▸ What is needed: Restate each of the lines below word for word and drop every picture.

— begin Dataset excerpt —

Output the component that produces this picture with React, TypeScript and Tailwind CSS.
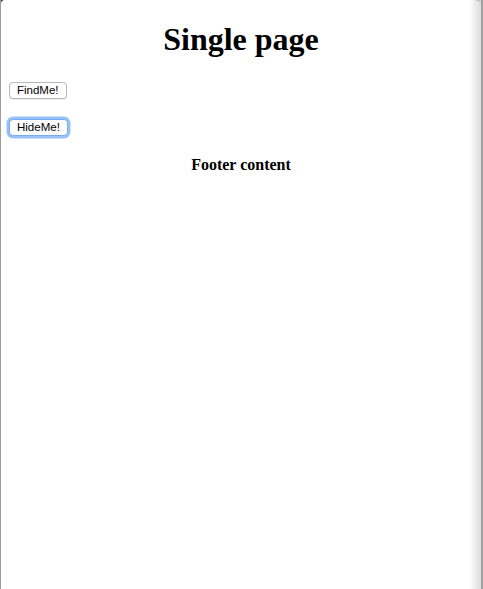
import React from 'react';

const serif = "font-['Liberation_Serif','Times_New_Roman',serif]";

function SmallButton({ label, focused }: { label: string; focused?: boolean }) {
  return (
    <button
      type="button"
      className={`h-[17px] rounded-[4px] border bg-white px-[7px] text-[11.5px] leading-[15px] text-black font-['Liberation_Sans',Arial,sans-serif] ${
        focused
          ? 'border-[#78aaf0] outline-none ring-[2.5px] ring-[#97c1f8]'
          : 'border-[#b8b8b8] shadow-[0_0.5px_0.5px_rgba(0,0,0,0.15)]'
      }`}>
      {label}
    </button>
  );
}

export default function App() {
  return (
    <div className="relative flex h-[589px] w-[483px] overflow-hidden bg-[#3a3a3a]">
      <div className="w-px shrink-0 bg-[#9c9c9c]" />
      <main className={`relative flex flex-1 flex-col rounded-tl-[4px] rounded-tr-[6px] bg-white px-2 pt-[21px] text-black ${serif}`}>
        <h1 className="text-center text-[32px] leading-[37px] font-bold">Single page</h1>
        <div className="mt-[24px] flex flex-col items-start gap-[20px]">
          <SmallButton label="FindMe!" />
          <SmallButton label="HideMe!" focused />
        </div>
        <h4 className="mt-[20px] text-center text-[16px] leading-[18px] font-bold">Footer content</h4>
        <div className="pointer-events-none absolute inset-y-0 right-0 w-[12px] bg-gradient-to-r from-white/0 to-[#dcdcdc]" />
      </main>
      <div className="w-[2px] shrink-0 bg-[#a2a2a2]" />
    </div>
  );
}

— end Dataset excerpt —

▸ Answer below:
Output the component that produces this picture with React, TypeScript and Tailwind CSS.
import React from 'react';

const serif = "font-['Liberation_Serif','Times_New_Roman',serif]";

function SmallButton({ label, focused }: { label: string; focused?: boolean }) {
  return (
    <button
      type="button"
      className={`h-[17px] rounded-[4px] border bg-white px-[7px] text-[11.5px] leading-[15px] text-black font-['Liberation_Sans',Arial,sans-serif] ${
        focused
          ? 'border-[#78aaf0] outline-none ring-[2.5px] ring-[#97c1f8]'
          : 'border-[#b8b8b8] shadow-[0_0.5px_0.5px_rgba(0,0,0,0.15)]'
      }`}>
      {label}
    </button>
  );
}

export default function App() {
  return (
    <div className="relative flex h-[589px] w-[483px] overflow-hidden bg-[#3a3a3a]">
      <div className="w-px shrink-0 bg-[#9c9c9c]" />
      <main className={`relative flex flex-1 flex-col rounded-tl-[4px] rounded-tr-[6px] bg-white px-2 pt-[21px] text-black ${serif}`}>
        <h1 className="text-center text-[32px] leading-[37px] font-bold">Single page</h1>
        <div className="mt-[24px] flex flex-col items-start gap-[20px]">
          <SmallButton label="FindMe!" />
          <SmallButton label="HideMe!" focused />
        </div>
        <h4 className="mt-[20px] text-center text-[16px] leading-[18px] font-bold">Footer content</h4>
        <div className="pointer-events-none absolute inset-y-0 right-0 w-[12px] bg-gradient-to-r from-white/0 to-[#dcdcdc]" />
      </main>
      <div className="w-[2px] shrink-0 bg-[#a2a2a2]" />
    </div>
  );
}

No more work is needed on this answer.